I don't know the source of this picture, and will happily give them credit.  But it really puts in a nutshell the issue being discussed here.

I don’t know the source of this picture, and will happily give them credit. But it really puts in a nutshell the issue being discussed here.

So the Pune Police Commissioner Gulabrao Pol finally articulated what a lot of us have been saying for years – that Pune’s vehicle owners lack traffic sense and discipline. Earlier, we used to joke that Pune’s traffic has become so bad because of the influx of North Indians, especially motorists from Delhi. But that comment was made more in jest because the national capital has become everyone’s favourite punching bag when it comes to issues about crimes against women or even bad drivers.

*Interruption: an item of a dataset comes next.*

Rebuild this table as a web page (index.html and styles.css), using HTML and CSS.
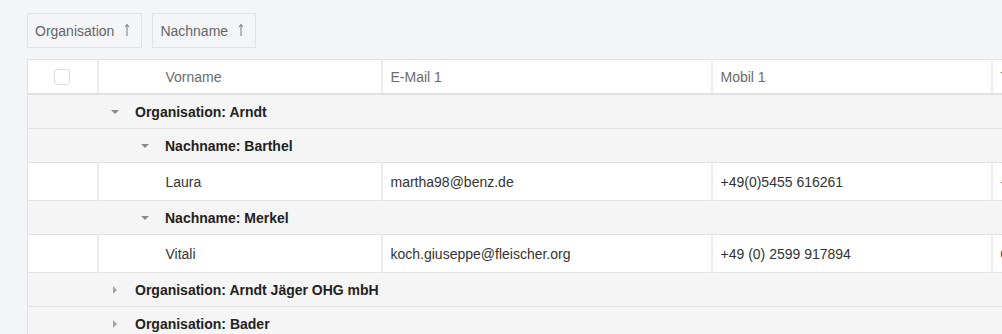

However, for Pune’s top cop to make such a statement also mirrors the frustration of the police force in being unable to control the menace of rash driving. Just the other day, while discussing the future of the Buddh Formula 1 circuit in Noida, after F1 boss Bernie Ecclestone pulled out of India, my colleague at the sports desk was telling me about how the race track was doing just fine even without the annual jamboree. It seems the rich and famous from Delhi and the NCR pay out a fancy sum to race their Ferraris, Porsches, Lamborghinis and other mean machines at the Buddh circuit because the roads in Delhi are really not the place where they can keep their foot down on the accelerator! Even there, one has to follow some rules.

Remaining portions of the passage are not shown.